Malgré la crise de la listériose, le fédéral coupe le budget des inspecteurs
PSAC

Les derniers moments de la vie de Frances Clark ont été très pénibles. Elle souffrait de symptômes grippaux, son corps était pris de convulsions, et sa respiration haletante faisait penser à un « poisson hors de l'eau », comme l'affirmait sa fille quelques mois plus tard dans le cadre d'une procédure juridique.

La dame de 89 ans, qui a rendu l'âme le 25 août 2008, a été la première victime d'une épidémie de listériose qui a tué 23 personnes et en a rendu des centaines d'autres gravement malades. Cette épidémie a provoqué le plus grand rappel d'aliments de toute l'histoire canadienne.

Une enquête a déterminé que la source de la propagation de la bactérie était la viande avariée provenant d'une usine de Maple Leaf Foods. Le géant de l'alimentation s'est excusé auprès des victimes et a réglé un grand nombre de litiges – incluant le procès intenté par la famille de Mme Clark – en versant la somme de 27 millions de dollars canadiens.

À la suite de ce scandale, le gouvernement fédéral a apporté des changements importants à son programme d'inspection des usines de transformation des viandes. Le nombre d'inspecteurs est passé de 225 à 400.

Austérité oblige, le budget de l'Agence canadienne d'inspection des aliments (ACIA) a malheureusement été amputé de 56 millions de dollars pour les trois prochaines années. Des centaines d'inspecteurs et plusieurs autres employés seront mis à pied. Ottawa a toutefois promis de maintenir en poste les inspecteurs de la transformation des viandes.

« J'ai été estomaquée par cette annonce », affirme Karen Clark, fille de la défunte Frances.

« Je sais que les temps sont durs et que des compressions budgétaires ont lieu un peu partout, mais il ne faut pas faire preuve de laxisme avec les aliments , ajoute-t-elle. On dirait que le gouvernement cherche à provoquer un autre désastre. »
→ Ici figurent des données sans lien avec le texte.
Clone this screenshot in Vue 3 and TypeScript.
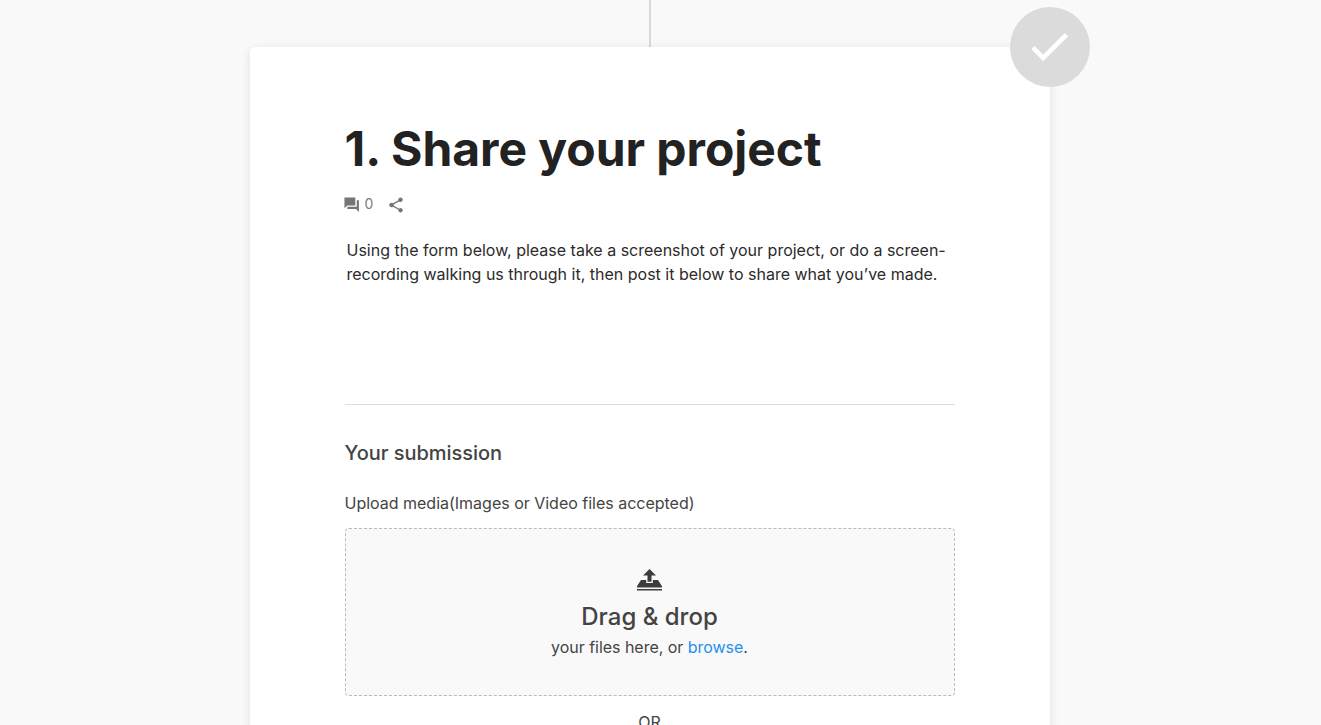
<script setup lang="ts">
const title: string = '1. Share your project'
const commentCount: number = 0
</script>

<template>
  <main class="page">
    <div class="connector"></div>
    <article class="card">
      <div class="status">
        <svg viewBox="0 0 48 48" width="48" height="48"><path d="M7.7 24 17.9 34.4 41.2 11.2" transform="translate(-.7 .5)" fill="none" stroke="#fff" stroke-width="4.6" /></svg>
      </div>
      <h1>{{ title }}</h1>
      <div class="meta">
        <svg viewBox="0 0 24 24" width="17.4" height="17.4"><path d="M22 6h-3v9H6v3h12l4 4zM17 2H2v15l4-4h11z" /></svg>
        <span class="count">{{ commentCount }}</span>
        <svg viewBox="0 0 24 24" width="18" height="18"><path d="M18 16.08c-.76 0-1.44.3-1.96.77L8.91 12.7c.05-.23.09-.46.09-.7s-.04-.47-.09-.7l7.05-4.11c.54.5 1.25.81 2.04.81 1.66 0 3-1.34 3-3s-1.34-3-3-3-3 1.34-3 3c0 .24.04.47.09.7L8.04 9.81C7.5 9.31 6.79 9 6 9c-1.66 0-3 1.34-3 3s1.34 3 3 3c.79 0 1.5-.31 2.04-.81l7.12 4.16c-.05.21-.08.43-.08.65 0 1.61 1.31 2.92 2.92 2.92s2.92-1.31 2.92-2.92-1.31-2.92-2.92-2.92z" /></svg>
      </div>
      <p class="description">Using the form below, please take a screenshot of your project, or do a screen-<br />recording walking us through it, then post it below to share what you’ve made.</p>
      <section class="submission">
        <h2>Your submission</h2>
        <p class="label">Upload media(Images or Video files accepted)</p>
        <div class="dropzone">
          <svg viewBox="0 0 25 22" width="25" height="22"><path d="M12.5 0 19 6.6h-4.5v6.2h-4V6.6H6zM4 11h5.2v3.1h6.6V11H21l4 6.2v1.2H0v-1.2zM0 20h25v1.6H0z" /></svg>
          <strong>Drag &amp; drop</strong>
          <p>your files here, or <a>browse</a>.</p>
        </div>
        <p class="or">OR</p>
      </section>
    </article>
  </main>
</template>

<style>
body { background: #f9f9f9; overflow: hidden; }
</style>
<style scoped>
.page { box-sizing: border-box; height: 725px; overflow: hidden; padding-right: 22px; font-family: Inter, "Liberation Sans", sans-serif; color: #444; background: #f9f9f9; }
h1, h2, p { margin: 0; }
.connector { width: 2px; height: 47px; margin: 0 auto; background: #d8d8d8; }
.card { position: relative; box-sizing: border-box; width: 800px; height: 900px; margin: 0 auto; padding: 72px 95px 0; background: #fff; border-radius: 5px; box-shadow: 0 2px 10px rgba(0, 0, 0, .1); }
.status { position: absolute; top: -40px; right: -40.5px; display: flex; align-items: center; justify-content: center; width: 80px; height: 80px; border-radius: 50%; background: #dbdbdb; }
h1 { font-size: 48px; line-height: 60px; font-weight: 700; letter-spacing: -.04px; color: #222; white-space: nowrap; }
.meta { display: flex; align-items: center; height: 18px; margin: 17px 0 0 -1.6px; font-size: 14px; color: #7d7d7d; fill: #757575; }
.count { margin: -3px 13.4px 0 4.2px; }
.description { margin: 24px 0 0 2px; font-size: 16px; line-height: 24px; white-space: nowrap; color: #2b2b2b; }
.submission { margin-top: 118px; border-top: 1px solid #ddd; }
h2 { margin-top: 36px; font-size: 20px; line-height: 24px; font-weight: 500; letter-spacing: -.04px; }
.label { margin-top: 26px; font-size: 16px; line-height: 24px; letter-spacing: -.01px; }
.dropzone { box-sizing: border-box; display: flex; flex-direction: column; align-items: center; height: 168px; margin-top: 13px; padding-top: 40px; border: 1px dashed #bbb; border-radius: 4px; background: #f9f9f9; fill: #3c3c3c; }
.dropzone strong { margin-top: 11px; font-size: 24px; line-height: 30px; font-weight: 500; }
.dropzone p { margin-top: 3px; font-size: 16px; line-height: 24px; letter-spacing: -.03px; }
a { color: #2490f0; }
.or { margin-top: 14px; text-align: center; font-size: 16px; line-height: 24px; }
</style>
Le véritable impact du budget d'austérité approuvé par le Parlement canadien ne sera pas ressenti avant plusieurs années. Or certains inspecteurs de l'ACIA craignent que le système déjà fragile ne s'effondre complètement, ce qui constituera une menace directe à la santé du public.

Jusqu'à maintenant, le Canada n'a pas trop souffert de la récession et fait meilleure figure que beaucoup d'autres pays développés. Mais après plusieurs années de largesses visant à stimuler l'économie, le gouvernement conservateur du premier ministre Stephen Harper est maintenant déterminé à rembourser la dette. Bon nombre de critiques appréhendent la fin ou la détérioration de programmes et de services que les Canadiens prenaient pour acquis.

Ottawa précise que les coupures budgétaires à l'ACIA visent essentiellement des postes administratifs. « Le gouvernement ne fera aucun changement qui pourrait avoir un impact sur la sûreté des aliments », affirme le ministre de l'Agriculture et de l'Agroalimentaire Gerry Ritz.

L'ACIA a ajouté par voie de communiqué qu'aucun inspecteur ne sera mis à pied. « Nous n'avons pas l'intention de réduire les effectifs ou le budget des programmes qui garantissent la santé et la sécurité des Canadiens. »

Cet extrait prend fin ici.